The board didn't mention the problems plaguing it in recent months, including the controversial firing of its previous administrator, Laurence E. Bryan. (See "GERS Board Fires Bryan; Employees Protest") or a recent independent report concluding the fund is not being run properly (see "News Brief: Report Says GERS Not Doing Well").
The board has placed advertisements in media ranging from the Wall Street Journal to The St. Croix Avis to find a new administrator. It's not clear how the new administrator should differ from Bryan: employees protested his firing, but the only reason the board has given for the dismissal is to "move in a different direction," Avon Crossley, GERS loan service manager, said in November.
The ad lists, among other qualifications, a bachelors degree with concentration in finance, business or accounting; 10 years full-time management experience; knowledge of government operations; and "an ability to promote and maintain a harmonious relationship with the board of trustees."
The job will also pay well. According to the ad, the successful candidate will earn between $115,000 and $135,000 annually. Applicants have until Jan. 31 to respond.
Board member Leona E. Smith wanted to know whether a bachelors degree was sufficient.
Board member Carver Farrow said that the ad was worded so as not to disqualify V.I. residents. Raymond James, board chair, emphasized that the bachelors degree was simply a minimum requirement.
Willis Todman, acting administrator for GERS, told the Source he does not want to reveal at this time whether he is going to apply for the position.

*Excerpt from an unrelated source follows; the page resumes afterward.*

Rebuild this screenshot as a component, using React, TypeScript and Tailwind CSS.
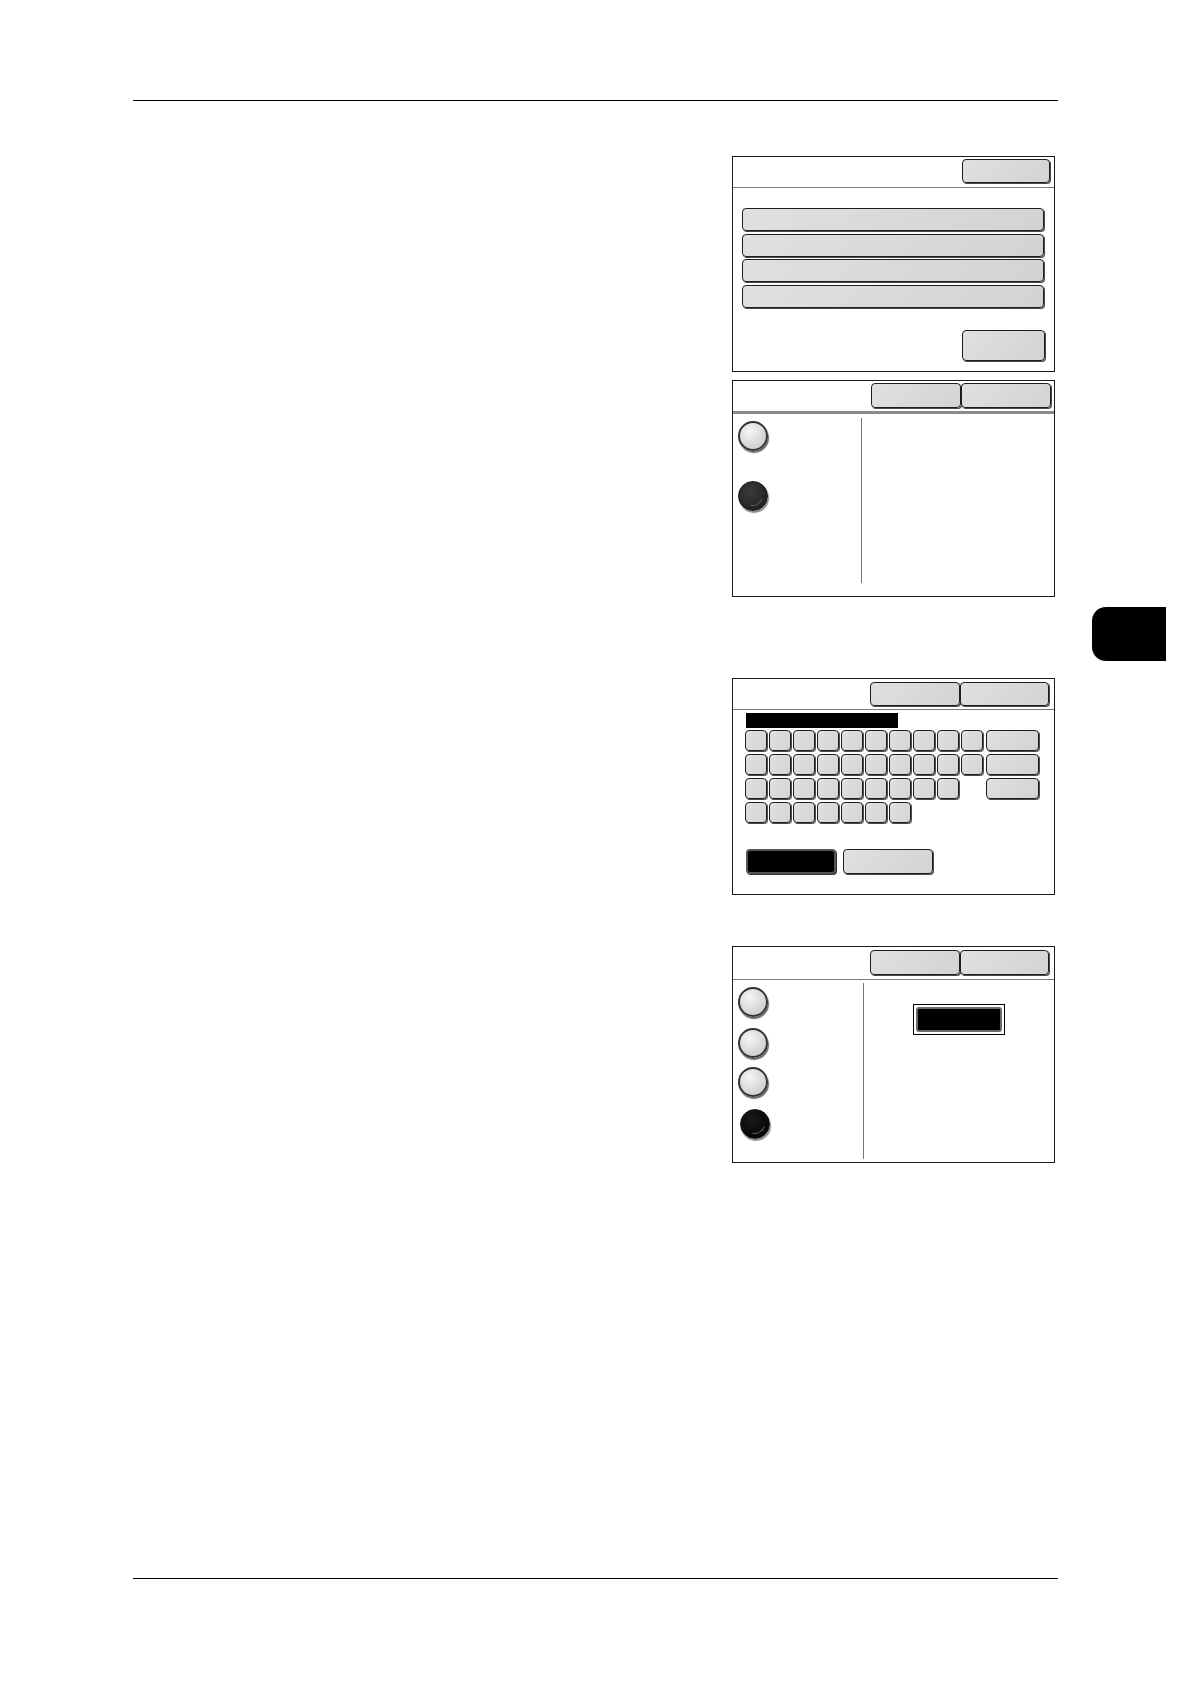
import React from "react";

// Plain grey touch-panel key with a dark rim and a heavier lower-right edge.
function Key({ className = "" }: { className?: string }) {
  return (
    <div
      className={`shrink-0 rounded-[4px] border border-[#1e1e1e] bg-[linear-gradient(135deg,#e0e0e0,#d3d3d3)] shadow-[1px_1px_0_#4a4a4a] ${className}`}
    />
  );
}

function DarkKey({ className = "" }: { className?: string }) {
  return (
    <div
      className={`shrink-0 rounded-[4px] border-2 border-[#555] bg-black shadow-[1px_1px_0_#333] ${className}`}
    />
  );
}

function Radio({ on = false, tone = "black" }: { on?: boolean; tone?: "black" | "charcoal" }) {
  if (!on) {
    return (
      <div className="shrink-0 w-[30px] h-[30px] rounded-full border-2 border-[#333] bg-[radial-gradient(circle_at_38%_32%,#f6f6f6,#d6d6d6_60%,#cacaca)] shadow-[1px_2px_1px_#6a6a6a]" />
    );
  }
  return (
    <div
      className={`relative shrink-0 w-[30px] h-[30px] rounded-full border border-[#111] shadow-[1px_2px_1px_#8a8a8a] ${
        tone === "charcoal"
          ? "bg-[radial-gradient(circle_at_40%_35%,#3a3a3a,#1c1c1c)]"
          : "bg-[radial-gradient(circle_at_40%_35%,#1a1a1a,#000)]"
      }`}
    >
      {/* faint glint along the lower-right rim */}
      <span className="absolute inset-[4px] rounded-full border border-transparent border-b-[#5c5c5c] rotate-[-30deg]" />
    </div>
  );
}

function Rule() {
  return <div className="w-[925px] h-px bg-black" />;
}

// Panel 1 — a menu list with a close key on top and a confirm key below
function MenuPanel() {
  return (
    <div className="w-[323px] h-[216px] border border-[#1a1a1a] flex flex-col bg-white">
      <div className="h-[30px] flex justify-end items-start pt-[2px] pr-[4px]">
        <Key className="w-[88px] h-[24px]" />
      </div>
      <div className="h-px bg-[#7a7a7a]" />
      <div className="flex flex-col gap-[2.5px] pl-[9px] pr-[10px] pt-[20px]">
        <Key className="h-[23px]" />
        <Key className="h-[23px]" />
        <Key className="h-[23px]" />
        <Key className="h-[23px]" />
      </div>
      <div className="flex justify-end pr-[9px] mt-[22px]">
        <Key className="w-[83px] h-[31px]" />
      </div>
    </div>
  );
}

// Panel 2 — two radio options, the lower one chosen
function TwoOptionPanel() {
  return (
    <div className="w-[323px] h-[217px] border border-[#1a1a1a] flex flex-col bg-white">
      <div className="h-[30px] flex justify-end items-start pt-[2px] pr-[3px]">
        <Key className="w-[90px] h-[25px]" />
        <Key className="w-[90px] h-[25px]" />
      </div>
      <div className="h-[3px] bg-[#8a8a8a]" />
      <div className="flex flex-1 min-h-0">
        <div className="w-[128px] shrink-0 flex flex-col gap-[30px] pl-[5px] pt-[7px]">
          <Radio />
          <Radio on tone="charcoal" />
        </div>
        <div className="w-px bg-[#777] mt-[4px] mb-[13px]" />
        <div className="flex-1" />
      </div>
    </div>
  );
}

// Panel 3 — on-screen keyboard with entry field
function KeyboardPanel() {
  const row = (n: number) =>
    Array.from({ length: n }, (_, i) => <Key key={i} className="w-[22px] h-[21px]" />);

  return (
    <div className="w-[323px] h-[217px] border border-[#1a1a1a] flex flex-col bg-white">
      <div className="h-[30px] flex justify-end items-start pt-[3px] pr-[5px]">
        <Key className="w-[90px] h-[24px]" />
        <Key className="w-[89px] h-[24px]" />
      </div>
      <div className="h-px bg-[#7a7a7a]" />
      <div className="pl-[13px] pt-[3px]">
        <div className="w-[152px] h-[15px] bg-black" />
      </div>
      <div className="flex flex-col gap-[3px] pl-[12px] pt-[2px]">
        <div className="flex">
          <div className="w-[241px] flex gap-[2px]">{row(10)}</div>
          <Key className="w-[53px] h-[21px]" />
        </div>
        <div className="flex">
          <div className="w-[241px] flex gap-[2px]">{row(10)}</div>
          <Key className="w-[53px] h-[21px]" />
        </div>
        <div className="flex">
          <div className="w-[241px] flex gap-[2px]">{row(9)}</div>
          <Key className="w-[53px] h-[21px]" />
        </div>
        <div className="flex gap-[2px]">{row(7)}</div>
      </div>
      <div className="flex gap-[7px] pl-[13px] mt-[26px]">
        <DarkKey className="w-[90px] h-[25px]" />
        <Key className="w-[90px] h-[25px]" />
      </div>
    </div>
  );
}

// Panel 4 — four radio options, last one chosen, selected value on the right
function FourOptionPanel() {
  return (
    <div className="w-[323px] h-[217px] border border-[#1a1a1a] flex flex-col bg-white">
      <div className="h-[32px] flex justify-end items-start pt-[3px] pr-[5px]">
        <Key className="w-[90px] h-[25px]" />
        <Key className="w-[89px] h-[25px]" />
      </div>
      <div className="h-px bg-[#7a7a7a]" />
      <div className="flex flex-1 min-h-0">
        <div className="w-[130px] shrink-0 flex flex-col pl-[5px] pt-[7px]">
          <Radio />
          <div className="mt-[11px]">
            <Radio />
          </div>
          <div className="mt-[9px]">
            <Radio />
          </div>
          <div className="mt-[12px] ml-[2px]">
            <Radio on />
          </div>
        </div>
        <div className="w-px bg-[#777] mt-[3px] mb-[3px]" />
        <div className="flex-1 flex justify-center items-start pt-[24px]">
          <div className="w-[92px] h-[31px] border border-black bg-white p-[2px]">
            <div className="h-full rounded-[3px] border-2 border-[#6a6a6a] bg-black" />
          </div>
        </div>
      </div>
    </div>
  );
}

export default function App() {
  return (
    <div className="w-[1190px] h-[1684px] bg-white flex flex-col">
      <div className="pt-[100px] pl-[133px]">
        <Rule />
      </div>

      <div className="flex mt-[55px]">
        <div className="w-[732px] shrink-0" />
        <div className="flex flex-col w-[323px] shrink-0">
          <MenuPanel />
          <div className="mt-[8px]">
            <TwoOptionPanel />
          </div>
          <div className="mt-[81px]">
            <KeyboardPanel />
          </div>
          <div className="mt-[51px]">
            <FourOptionPanel />
          </div>
        </div>
        {/* chapter thumb tab */}
        <div className="ml-[37px] mt-[451px] w-[74px] h-[54px] rounded-l-[14px] bg-black shrink-0" />
      </div>

      <div className="mt-auto mb-[105px] pl-[133px]">
        <Rule />
      </div>
    </div>
  );
}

The board also briefly discussed a draft of a strategic plan presented by senior GERS management. Farrow said that a more in-depth discussion should follow when board members have had more time to analyze the document. The idea of a board retreat to discuss the document was presented.
A presentation by JS Management, LLP, operators of Carambola Resort on St. Croix, had been on the public agenda. However, James said he had been informed that proprietary information would be brought up in that discussion, so it was relegated to an executive session. Todman said this was the first presentation the board would be hearing by JS Management, and that the information had been turned over to the board's investment analysts for consideration.
While nothing more definitive than Todman's phrase "investment analysts" was on the record, it is interesting to speculate about the nature of this agenda item. JS Management has been trying to obtain V.I. government backing to streamline the process for a casino at the beach resort. (See the St. Croix Source story "Carambola Owner-to-Be Plans Sports Center, Casino").
In the treasurer's report section of the meeting it was noted that contributions to the system in ratio to payments out to retirees had dropped drastically in recent years.
James said the board needed to look at issues relating to investments that could change that ratio. He noted that according to a report from acting administrator Todman, retirement system reform would be an issue with the 26th V.I. Legislature.
According to a letter distributed to members of the media at the meeting, James had been chosen in October to receive a Pathfinder Award from the National Association of Securities Professionals in New York. The organization represents people of color and women in the securities industry. The award is presented to an individual for his or her continuing efforts in leveling the playing field to allow minority firms to compete.